One of Jesus' disciples, Judas Iscariot, made a show of being indignant at this "waste" of expensive ointment and sharply rebuked the humble lady before everyone there. "Why was this oil not sold for three hundred denarii and given to the poor?" But Judas was not truly indignant at what Mary had done to Jesus; he was angry for an entirely different, and secret reason. John explains: "[Judas] said this not because he cared about the poor but because he was a thief; he carried the money box and stole from what was put into it."

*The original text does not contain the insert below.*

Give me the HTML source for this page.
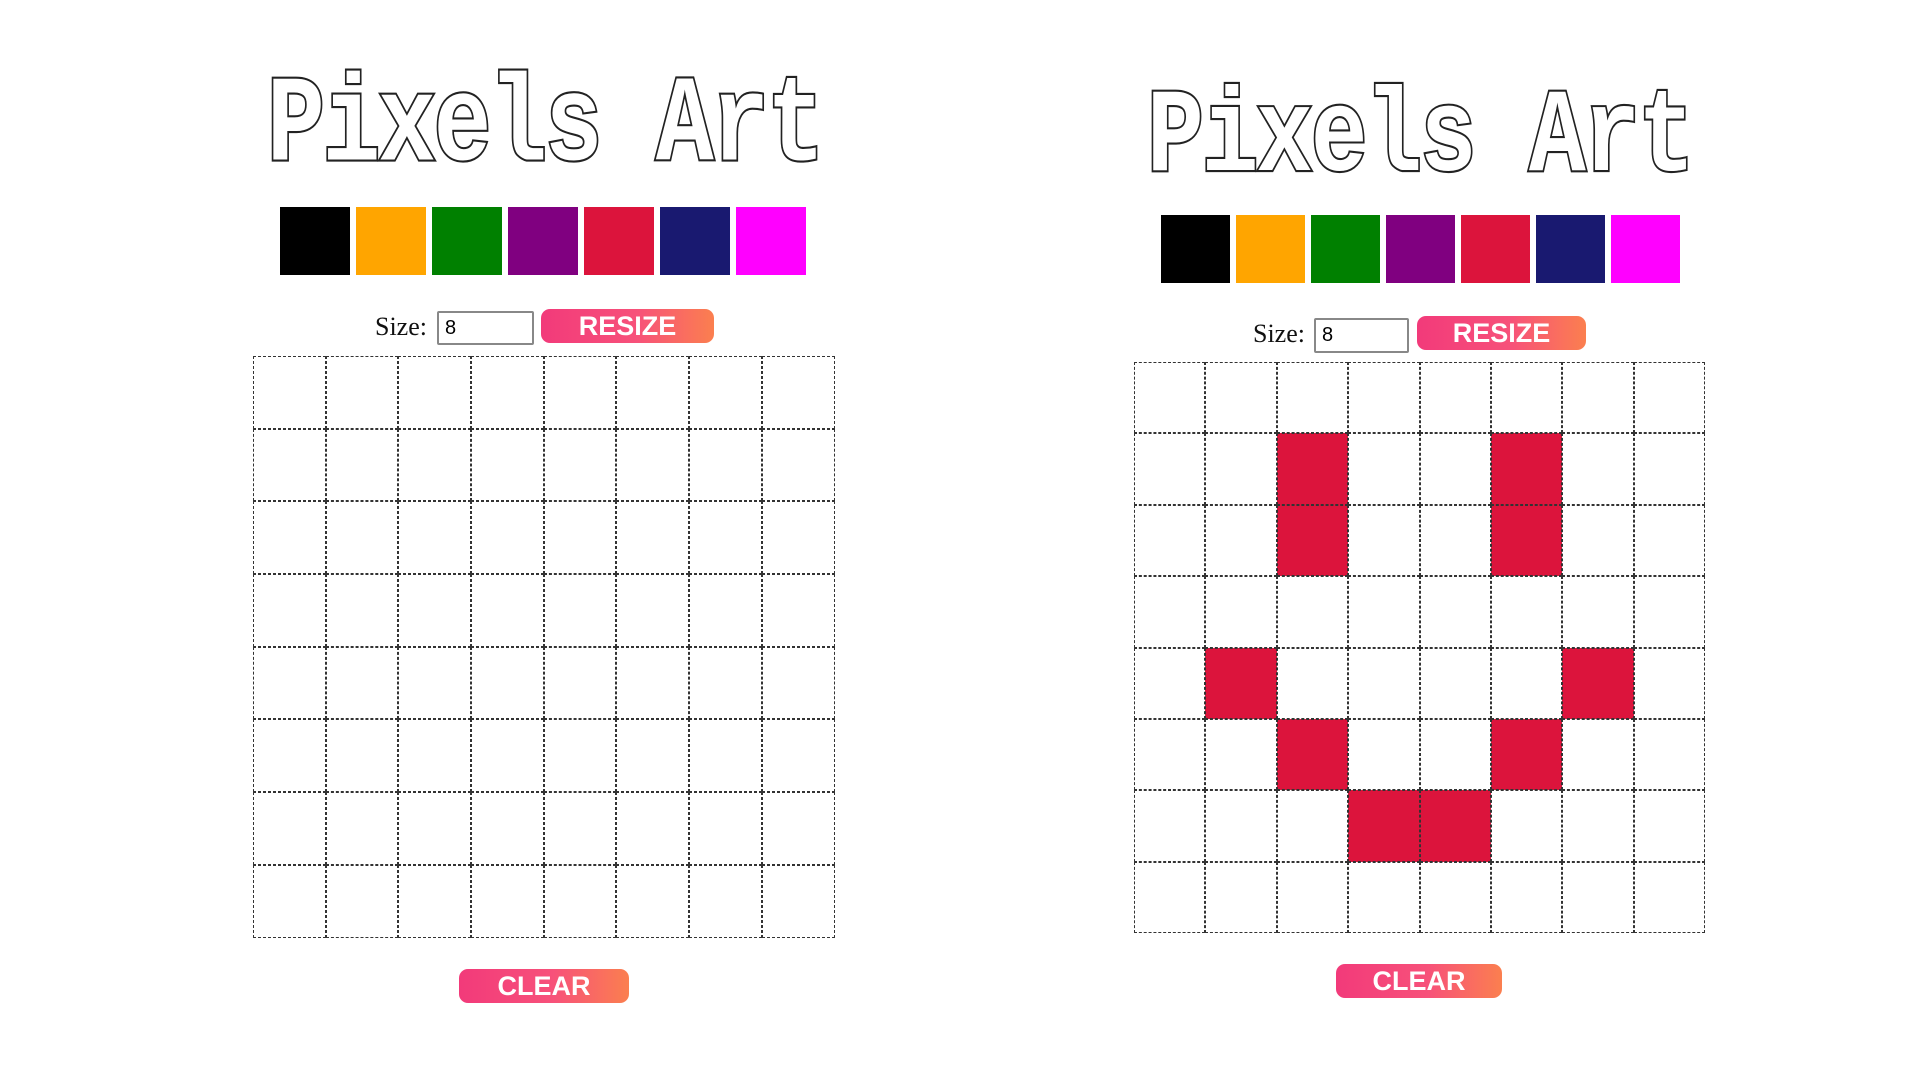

Now Judas certainly appeared to be justified in his displeasure. Israel's ancient prophets had spoken often and forcefully about the necessity of helping the poor. So, to those lacking in spiritual discernment, Mary's deed could be made to seem wasteful. It is remarkable how quickly slanderers can seize upon a particular moment and do and say just the right thing to appear especially holy and wise to those around them. But they can do this only because Satan inspires them with wisdom beyond themselves. That master of lies knows exactly when someone under his influence can seize upon an opportunity to make himself appear to be more righteous than the ones who are over him in the Lord.
At this precise moment in the gospels, to most of the people at that supper in Bethany, including Jesus' own disciples, Judas appeared to be more righteous and compassionate than Jesus himself. After all, one might have asked, where was Jesus' concern for the poor as Mary poured this very expensive oil over his weary feet? Her very deep love for Jesus passed all earthly understanding and motivated her to make this sacrifice. Judas' invisible love of money motivated his "righteous indignation", and few if any of the guests gathered around the table saw through his lie.
In response to Judas' rebuke of Mary, Jesus rose to her defense. "Leave her alone. She has kept this for the time of my burial; you always have the poor with you, but you do not always have me."
Judas made no reply . . . to Jesus. By all appearances, he humbled himself to the Master's reproof. But an appearance of submission is all there was in him. His heart was not moved to repent of his evil thoughts, and over the next three days, he was to reach the height of his influence over his fellow disciples.